Subduction zone breaks apart beneath Pacific Northwest

Scientists have observed a subduction zone actively tearing apart off the coast of Vancouver Island for the first time. The process reveals how Earth's tectonic plates fragment into microplates in a gradual collapse. This discovery provides insights into earthquake risks and ancient geological mysteries.

In the Cascadia region off Vancouver Island, the Juan de Fuca and Explorer plates are sliding beneath the North American plate, but new seismic data indicate the system is breaking apart. Researchers used seismic reflection imaging from the 2021 Cascadia Seismic Imaging Experiment (CASIE21), funded by the National Science Foundation, to capture sound waves echoing from the seafloor with a 15-kilometer line of underwater sensors. The images show deep fractures in the oceanic plate, including a 75-kilometer tear where one section has dropped about five kilometers.

"This is the first time we have a clear picture of a subduction zone caught in the act of dying," said Brandon Shuck, a geologist at Louisiana State University and lead author of the study published in Science Advances. "Rather than shutting down all at once, the plate is ripping apart piece by piece, creating smaller microplates and new boundaries."

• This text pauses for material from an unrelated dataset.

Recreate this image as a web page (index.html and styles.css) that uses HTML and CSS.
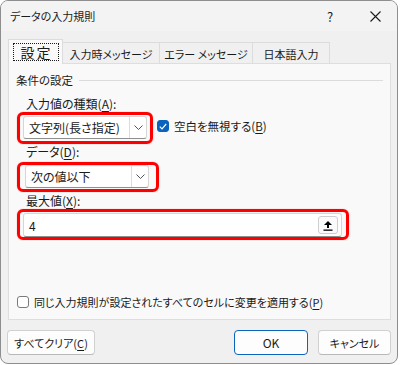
FILE: index.html
```html
<!DOCTYPE html>
<html lang="ja">
<head>
    <meta charset="UTF-8">
    <title>データの入力規則</title>
    <link rel="stylesheet" href="styles.css">
</head>
<body>

    <div class="window">
        <div class="titlebar">
            <span class="title">データの入力規則</span>
            <span class="help">?</span>
            <span class="close">
                <svg width="11" height="11" viewBox="0 0 11 11"><path d="M0.5 0.5 L10.5 10.5 M10.5 0.5 L0.5 10.5" stroke="#1a1a1a" stroke-width="1.1"/></svg>
            </span>
        </div>

        <div class="tabs">
            <div class="tab active"><span class="focus">設定</span></div>
            <div class="tab t2">入力時メッセージ</div>
            <div class="tab t3">エラー メッセージ</div>
            <div class="tab t4">日本語入力</div>
        </div>

        <div class="panel">
            <div class="group-title">
                <span>条件の設定</span>
                <span class="rule"></span>
            </div>

            <div class="label">入力値の種類(<u>A</u>):</div>
            <div class="row">
                <div class="mark m1">
                    <div class="combo">
                        <span class="combo-text">文字列(長さ指定)</span>
                        <span class="combo-btn">
                            <svg width="9" height="5" viewBox="0 0 9 5"><path d="M0.5 0.5 L4.5 4.5 L8.5 0.5" fill="none" stroke="#555" stroke-width="1"/></svg>
                        </span>
                    </div>
                </div>
                <div class="check">
                    <span class="box on">
                        <svg width="8" height="7" viewBox="0 0 8 7"><path d="M0.8 3.6 L3 5.8 L7.2 1" fill="none" stroke="#fff" stroke-width="1.2"/></svg>
                    </span>
                    空白を無視する(<u>B</u>)
                </div>
            </div>

            <div class="label l2">データ(<u>D</u>):</div>
            <div class="mark m2">
                <div class="combo">
                    <span class="combo-text">次の値以下</span>
                    <span class="combo-btn">
                        <svg width="9" height="5" viewBox="0 0 9 5"><path d="M0.5 0.5 L4.5 4.5 L8.5 0.5" fill="none" stroke="#555" stroke-width="1"/></svg>
                    </span>
                </div>
            </div>

            <div class="label l3">最大値(<u>X</u>):</div>
            <div class="mark m3">
                <div class="field">
                    <span class="field-text">4</span>
                    <span class="ref-btn">
                        <svg width="10" height="11" viewBox="0 0 10 11"><path d="M5 1 L9 5 L6 5 L6 8 L4 8 L4 5 L1 5 Z" fill="#000"/><rect x="0.5" y="9.5" width="9" height="1.3" fill="#000"/></svg>
                    </span>
                </div>
            </div>

            <div class="check bottom">
                <span class="box"></span>
                同じ入力規則が設定されたすべてのセルに変更を適用する(<u>P</u>)
            </div>
        </div>

        <div class="footer">
            <button class="btn clear">すべてクリア(<u>C</u>)</button>
            <span class="grow"></span>
            <button class="btn ok">OK</button>
            <button class="btn cancel">キャンセル</button>
        </div>
    </div>

</body>
</html>
```

FILE: styles.css
```css
body {
    margin: 0;
    padding: 0;
    background-color: #ffffff;
    font-family: "Noto Sans CJK JP", sans-serif;
    font-size: 11px;
    font-feature-settings: "palt";
    color: #1a1a1a;
}

u {
    text-decoration: underline;
    text-underline-offset: 2px;
}

.window {
    box-sizing: border-box;
    width: 398px;
    height: 364px;
    border: 1px solid #8e8e8e;
    border-radius: 8px;
    background-color: #f0f0f0;
    overflow: hidden;
    display: flex;
    flex-direction: column;
}

.titlebar {
    height: 30px;
    background-color: #f3f3f3;
    display: flex;
    align-items: center;
    padding-left: 9px;
    flex-shrink: 0;
}

.title {
    flex: 1;
    line-height: 16px;
}

.help {
    width: 8px;
    margin-right: 35px;
    font-size: 13px;
}

.close {
    width: 11px;
    height: 11px;
    margin-right: 16px;
    display: flex;
}

.tabs {
    display: flex;
    align-items: flex-end;
    height: 24px;
    margin-top: 8px;
    padding-left: 7px;
}

.tab {
    box-sizing: border-box;
    height: 21px;
    border: 1px solid #dcdcdc;
    border-bottom: none;
    border-left: none;
    background-color: #f0f0f0;
    display: flex;
    align-items: center;
    justify-content: center;
    line-height: 16px;
    padding-top: 1px;
}

.tab.active {
    position: relative;
    z-index: 1;
    width: 55px;
    height: 25px;
    margin-bottom: -1px;
    border-left: 1px solid #dcdcdc;
    background-color: #f9f9f9;
    padding-top: 0;
}

.focus {
    box-sizing: border-box;
    width: 46px;
    height: 18px;
    border: 1px dotted #1a1a1a;
    display: flex;
    align-items: center;
    justify-content: center;
    font-size: 14px;
    letter-spacing: 2px;
    padding-left: 2px;
}

.t2 {
    width: 97px;
}

.t3 {
    width: 93px;
}

.t4 {
    width: 77px;
}

.panel {
    box-sizing: border-box;
    height: 257px;
    margin: 0 6px 0 7px;
    border: 1px solid #dedede;
    background-color: #f9f9f9;
    padding: 8px 7px 9px 7px;
    display: flex;
    flex-direction: column;
    align-items: flex-start;
}

.group-title {
    display: flex;
    align-items: center;
    width: 100%;
    line-height: 16px;
    font-size: 11.5px;
}

.rule {
    flex: 1;
    height: 1px;
    background-color: #dcdcdc;
    margin-left: 6px;
    margin-right: 0;
}

.label {
    line-height: 16px;
    margin-top: 8px;
    margin-left: 10px;
    font-size: 12px;
}

.label.l2 {
    margin-top: 0;
}

.label.l3 {
    margin-top: 1px;
}

.row {
    display: flex;
    align-items: center;
}

.mark {
    box-sizing: border-box;
    border: 3px solid #ff0000;
    border-radius: 6px;
    margin-left: 1px;
    box-shadow: 0 0 1px rgba(255, 0, 0, 0.6);
}

.m1 {
    width: 136px;
    height: 32px;
    padding: 1px 3px 0 3px;
}

.m2 {
    width: 142px;
    height: 30px;
    margin-top: 2px;
    padding: 0 3px 0 5px;
}

.m3 {
    width: 332px;
    height: 31px;
    padding: 1px 3px 0 3px;
}

.combo {
    box-sizing: border-box;
    width: 124px;
    height: 23px;
    background-color: #ffffff;
    border: 1px solid #d6d6d6;
    border-bottom-color: #8f8f8f;
    border-radius: 3px;
    display: flex;
    align-items: center;
    font-size: 12px;
}

.combo-text {
    flex: 1;
    padding-left: 5px;
}

.combo-btn {
    box-sizing: border-box;
    width: 17px;
    height: 21px;
    border-left: 1px solid #dcdcdc;
    display: flex;
    align-items: center;
    justify-content: center;
}

.field {
    box-sizing: border-box;
    width: 319px;
    height: 24px;
    background-color: #ffffff;
    border: 1px solid #d6d6d6;
    border-bottom-color: #8f8f8f;
    border-radius: 3px;
    display: flex;
    align-items: center;
    font-size: 12px;
}

.field-text {
    flex: 1;
    padding-left: 5px;
}

.ref-btn {
    box-sizing: border-box;
    width: 20px;
    height: 18px;
    margin-right: 3px;
    border: 1px solid #cfcfcf;
    border-radius: 3px;
    background-color: #fbfbfb;
    display: flex;
    align-items: center;
    justify-content: center;
}

.check {
    display: flex;
    align-items: center;
    line-height: 16px;
    font-size: 11.5px;
}

.row .check {
    margin-left: 4px;
    margin-top: -4px;
}

.check.bottom {
    margin-top: auto;
    margin-left: 1px;
    font-size: 11px;
}

.box {
    box-sizing: border-box;
    width: 12px;
    height: 12px;
    border: 1px solid #7a7a7a;
    border-radius: 3px;
    background-color: #ffffff;
    margin-right: 5px;
    display: flex;
    align-items: center;
    justify-content: center;
}

.box.on {
    border-color: #0a63bd;
    background-color: #0a63bd;
}

.footer {
    display: flex;
    align-items: center;
    margin-top: 10px;
    padding: 0 6px;
}

.grow {
    flex: 1;
}

.btn {
    box-sizing: border-box;
    height: 25px;
    background-color: #fdfdfd;
    border: 1px solid #d0d0d0;
    border-bottom-color: #b8b8b8;
    border-radius: 4px;
    font-family: "Noto Sans CJK JP", sans-serif;
    font-size: 11px;
    font-feature-settings: "palt";
    color: #1a1a1a;
    padding: 0;
}

.clear {
    width: 88px;
}

.ok {
    width: 74px;
    border: 1px solid #0a63bd;
    box-shadow: inset 0 0 0 1px #ffffff;
    font-size: 12px;
}

.cancel {
    width: 73px;
    margin-left: 10px;
}
```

Earthquake records confirm the findings: seismically active sections along the tear contrast with silent areas where fragments have detached, no longer producing quakes as the rocks separate. This episodic termination process involves transform boundaries acting like scissors, isolating plate fragments while subduction persists nearby. Over millions of years, these breaks reduce the plate's momentum until the zone halts.

The observation explains fossil microplates from the ancient Farallon plate off Baja California and sequences of volcanic activity in the geologic record. "It's a progressive breakdown, one episode at a time," Shuck noted. Slab windows from the tears allow hot mantle material to rise, triggering volcanism.

For earthquake hazards, the fractures may influence seismic energy in Cascadia, which remains prone to large quakes and tsunamis. The study enhances models of fault behavior but does not alter short-term risks.